> _EXERCISE TASK_:
Each line of the material below that holds the word "page" needs to be copied.

## START SOURCE DATA

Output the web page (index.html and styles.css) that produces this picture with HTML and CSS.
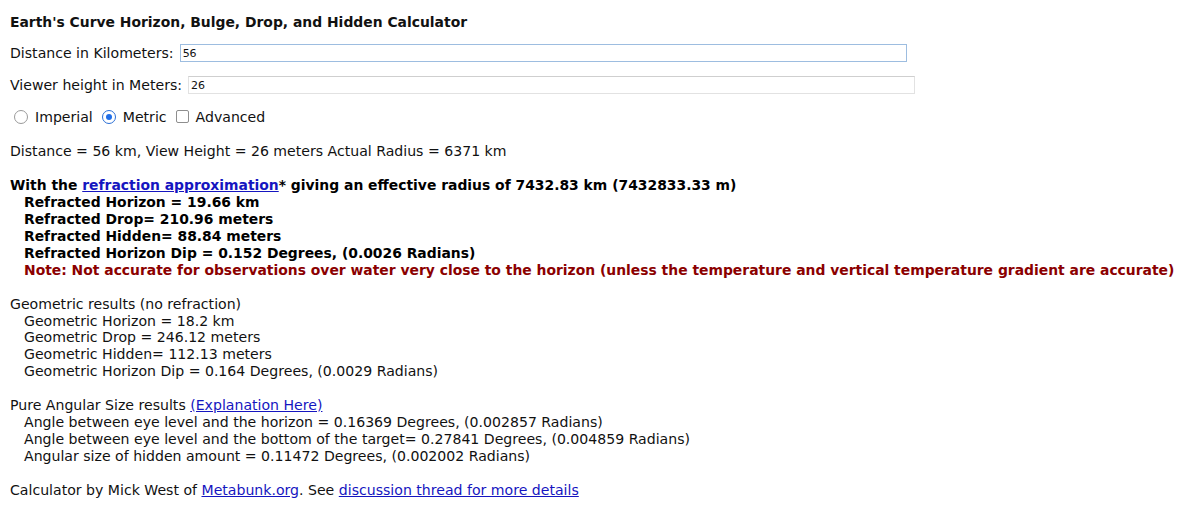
FILE: index.html
```html
<!DOCTYPE html>
<html>
<head>
<meta charset="utf-8">
<link rel="stylesheet" href="styles.css">
</head>
<body>
<div class="page">
  <div class="row title">Earth's Curve Horizon, Bulge, Drop, and Hidden Calculator</div>
  <div class="row"><span>Distance in Kilometers:</span><input class="field focus" type="text" value="56"></div>
  <div class="row"><span>Viewer height in Meters:</span><input class="field" type="text" value="26"></div>
  <div class="row opts">
    <span class="radio"></span><span class="lbl">Imperial</span>
    <span class="radio on"></span><span class="lbl">Metric</span>
    <span class="check"></span><span class="lbl">Advanced</span>
  </div>
  <div class="text">
    <div>Distance = 56 km, View Height = 26 meters Actual Radius = 6371 km</div>
    <div class="blank"></div>
    <div class="bold">
      <div>With the <a href="#">refraction approximation</a>* giving an effective radius of 7432.83 km (7432833.33 m)</div>
      <div class="ind">Refracted Horizon = 19.66 km</div>
      <div class="ind">Refracted Drop= 210.96 meters</div>
      <div class="ind">Refracted Hidden= 88.84 meters</div>
      <div class="ind">Refracted Horizon Dip = 0.152 Degrees, (0.0026 Radians)</div>
      <div class="ind note">Note: Not accurate for observations over water very close to the horizon (unless the temperature and vertical temperature gradient are accurate)</div>
    </div>
    <div class="blank"></div>
    <div>Geometric results (no refraction)</div>
    <div class="ind">Geometric Horizon = 18.2 km</div>
    <div class="ind">Geometric Drop = 246.12 meters</div>
    <div class="ind">Geometric Hidden= 112.13 meters</div>
    <div class="ind">Geometric Horizon Dip = 0.164 Degrees, (0.0029 Radians)</div>
    <div class="blank"></div>
    <div>Pure Angular Size results <a href="#">(Explanation Here)</a></div>
    <div class="ind">Angle between eye level and the horizon = 0.16369 Degrees, (0.002857 Radians)</div>
    <div class="ind">Angle between eye level and the bottom of the target= 0.27841 Degrees, (0.004859 Radians)</div>
    <div class="ind">Angular size of hidden amount = 0.11472 Degrees, (0.002002 Radians)</div>
    <div class="blank"></div>
    <div>Calculator by Mick West of <a href="#">Metabunk.org</a>. See <a href="#">discussion thread for more details</a></div>
  </div>
</div>
</body>
</html>
```
FILE: styles.css
```css
html, body { margin: 0; padding: 0; background: #fff; }
body { font-family: "DejaVu Sans", Verdana, sans-serif; font-size: 14.1px; color: #111; }
.page { padding: 5px 0 0 10px; }
.row { height: 32px; box-sizing: border-box; display: flex; align-items: center; white-space: nowrap; }
.title { font-weight: bold; font-size: 13.9px; padding-top: 2px; }
.field {
  margin-left: 6px; width: 727px; height: 18px; box-sizing: border-box;
  border: 1px solid #e2e2e2; border-top-color: #cfcfcf; padding: 0 2px;
  font-family: "DejaVu Sans", Verdana, sans-serif; font-size: 11px; color: #111;
  outline: none; background: #fff;
}
.field.focus { border-color: #9dbde0; }
.opts { padding-left: 4px; height: 31px; }
.radio {
  width: 12px; height: 12px; border: 1px solid #9a9a9a; border-radius: 50%;
  box-sizing: content-box; margin-right: 7px; position: relative;
}
.radio.on { border-color: #2a6fd6; }
.radio.on::after {
  content: ""; position: absolute; left: 3px; top: 3px; width: 6px; height: 6px;
  border-radius: 50%; background: #1f6ee8;
}
.check {
  width: 11px; height: 11px; border: 1px solid #8e8e8e; border-radius: 2px;
  margin-right: 7px;
}
.lbl { margin-right: 9px; }
.text { margin-top: 11px; line-height: 16.95px; white-space: nowrap; }
.blank { height: 16.95px; }
.bold { font-weight: bold; color: #000; font-size: 13.9px; }
.ind { padding-left: 14px; }
.note { color: #8b0000; }
a { color: #1515c0; text-decoration: underline; }
```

## END SOURCE DATA

> _OUTPUT FOR THIS TASK_:
Output the web page (index.html and styles.css) that produces this picture with HTML and CSS.
<div class="page">
.page { padding: 5px 0 0 10px; }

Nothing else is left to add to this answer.